Friday, September 09, 2005
Spilling the cacao beans on Mexico's hot drink
By Laurence Iliff
The Dallas Morning News
MEXICO CITY — Of Mexico's many gifts to the world, such as avocados and tequila, few have the universal appeal of a piping cup of hot chocolate and its magical links to Mayan rituals and Aztec emperors.
In Mexico, hot chocolate is used not just to celebrate holidays or accompany tamales on Sundays. It can be found almost anywhere one finds coffee or tea.
There are even mobile chocolate (choh-coh-LAH-teh) vendors, who mix chocolate powder with hot water on the streets of the capital, in the subway, in parks. But there also are special places in Mexico where hot chocolate is particularly savored, places that serve as reminders to the hot drink's roots in pre-Colombian southern Mexico, or where it is accompanied with traditional foods that make its appeal all the more special.
Evelio Arias, owner of La Chocolateria Mama Sarita in Mexico City's bohemian Condesa neighborhood, offers more than just a cup of hot chocolate. In fact, he offers 80 different possibilities, plus those you are free to invent on your own.
One not on the menu: hot chocolate with a couple of red, comapa chilies. Arias is afraid to put it on the menu, he says only half-jokingly, because of its powerful, intoxicating effects.
"Cacao, our history tells us," says Arias, "is Mexico's gift to the world."
Originally found in southern Mexico's Mayan region, cacao was brought by the conquering Aztecs to what is now Mexico City, then the seat of their empire. Cacao beans were used as currency by some Indian groups. The conquering Spanish delivered cacao to Europe and the world.
In Tabasco, Arias says, farmers also use cacao to make a corn-based drink called chorote that staves off hunger.
With his concoctions, Arias offers a journey through the taste buds to the birth of hot chocolate and its evolution throughout the centuries.
Arias has his own Tabasco cacao plantation. Most of the production goes to a big chocolate company. But for his business, he oversees the processing of the cacao fruit, which is grown on trees in the shade.
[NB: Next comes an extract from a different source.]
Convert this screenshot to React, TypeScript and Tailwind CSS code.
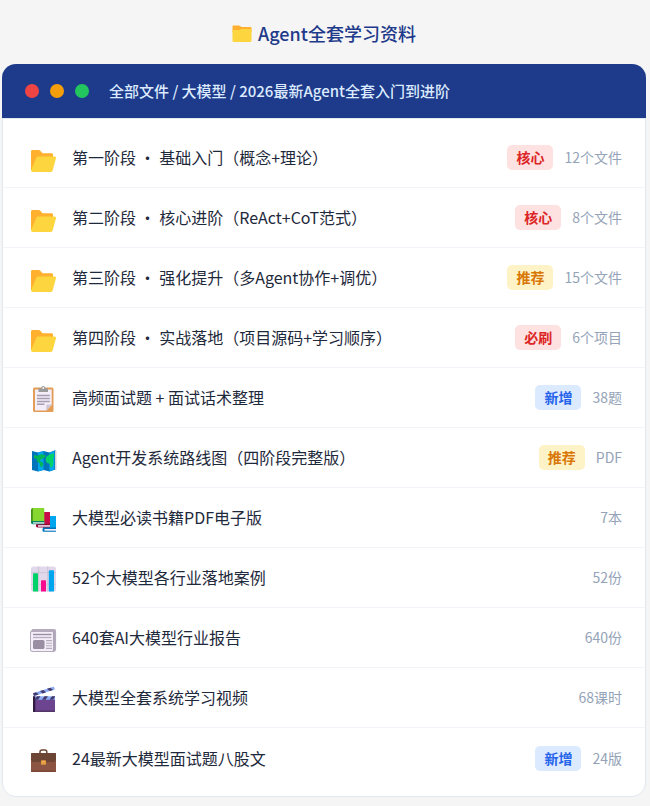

Mama Sarita may be the only business on the globe that sells the original hot chocolate drink favored by indigenous people in Arias' hometown of Macuspana, Tabasco. The Aztec emperor Montezuma reportedly was an addict.
The original drink had neither sugar nor milk, but rather was bitter cacao in boiling water with a touch of honey from the maguey cactus. To the untrained palate, Arias' hot chocolate is a heartier, headier drink with a noticeable stimulant effect — caffeinelike.
"In Tabasco, making hot chocolate is like making tortillas," says Arias, 38. "One of the traditions is that you drink it every afternoon and every evening. My great-grandmother said that to make good hot chocolate you have to be in a good mood."
When Arias moved from Tabasco to Mexico City seven years ago, his hot chocolate addiction went unsatisfied. "I did not like the quality of the chocolate here. It was too sweet, too commercial," he says.
And so, Arias imported the raw materials from Tabasco and made chocolate for himself and his friends and soon expanded into his small business.
"The traditions that die are the ones that are not open to change," says Arias. "The ones that will survive are the ones that can change without losing their essence."